*WORK REQUIRED*
Identify every line containing the word "index" and reproduce each one.

*DATASET SECTION*
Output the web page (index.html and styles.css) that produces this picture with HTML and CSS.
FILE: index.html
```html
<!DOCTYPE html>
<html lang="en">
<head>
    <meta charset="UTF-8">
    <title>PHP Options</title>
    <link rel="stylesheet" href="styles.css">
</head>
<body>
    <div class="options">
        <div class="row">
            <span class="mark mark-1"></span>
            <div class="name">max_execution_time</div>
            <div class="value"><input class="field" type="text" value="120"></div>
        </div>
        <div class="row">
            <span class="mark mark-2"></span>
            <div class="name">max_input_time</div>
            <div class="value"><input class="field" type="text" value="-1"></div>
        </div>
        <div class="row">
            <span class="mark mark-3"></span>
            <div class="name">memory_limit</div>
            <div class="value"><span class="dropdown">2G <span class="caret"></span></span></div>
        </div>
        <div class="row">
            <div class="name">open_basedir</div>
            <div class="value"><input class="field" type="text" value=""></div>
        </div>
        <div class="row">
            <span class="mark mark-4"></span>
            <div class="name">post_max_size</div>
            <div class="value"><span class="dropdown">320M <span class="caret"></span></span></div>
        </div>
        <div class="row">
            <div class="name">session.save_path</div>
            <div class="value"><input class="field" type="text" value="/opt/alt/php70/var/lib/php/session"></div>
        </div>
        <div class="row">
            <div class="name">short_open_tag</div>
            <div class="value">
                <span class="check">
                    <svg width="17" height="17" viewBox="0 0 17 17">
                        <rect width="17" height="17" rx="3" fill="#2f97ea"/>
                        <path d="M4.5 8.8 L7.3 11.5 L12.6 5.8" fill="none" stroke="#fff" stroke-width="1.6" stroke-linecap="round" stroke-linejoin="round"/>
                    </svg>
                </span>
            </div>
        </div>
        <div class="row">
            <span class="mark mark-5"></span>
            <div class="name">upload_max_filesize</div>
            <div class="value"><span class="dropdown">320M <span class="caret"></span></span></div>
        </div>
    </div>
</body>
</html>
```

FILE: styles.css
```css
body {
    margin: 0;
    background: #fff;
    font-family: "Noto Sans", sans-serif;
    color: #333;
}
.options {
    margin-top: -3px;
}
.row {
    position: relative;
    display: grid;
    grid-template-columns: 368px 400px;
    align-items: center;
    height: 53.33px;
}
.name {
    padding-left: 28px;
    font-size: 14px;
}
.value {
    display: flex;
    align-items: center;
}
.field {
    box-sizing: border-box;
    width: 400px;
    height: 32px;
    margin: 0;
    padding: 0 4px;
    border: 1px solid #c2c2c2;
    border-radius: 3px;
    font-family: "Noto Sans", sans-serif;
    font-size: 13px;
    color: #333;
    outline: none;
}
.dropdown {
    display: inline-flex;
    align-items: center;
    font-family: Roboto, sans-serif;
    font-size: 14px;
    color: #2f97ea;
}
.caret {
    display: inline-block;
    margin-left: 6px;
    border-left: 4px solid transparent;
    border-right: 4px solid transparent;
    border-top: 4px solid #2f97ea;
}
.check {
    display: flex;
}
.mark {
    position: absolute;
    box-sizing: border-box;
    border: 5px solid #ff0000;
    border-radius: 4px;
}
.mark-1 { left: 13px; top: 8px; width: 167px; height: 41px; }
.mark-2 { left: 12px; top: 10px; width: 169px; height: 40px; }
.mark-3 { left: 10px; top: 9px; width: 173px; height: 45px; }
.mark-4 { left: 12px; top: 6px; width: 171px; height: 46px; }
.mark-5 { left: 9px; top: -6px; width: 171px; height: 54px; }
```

*TASK RESPONSE*
Output the web page (index.html and styles.css) that produces this picture with HTML and CSS.
FILE: index.html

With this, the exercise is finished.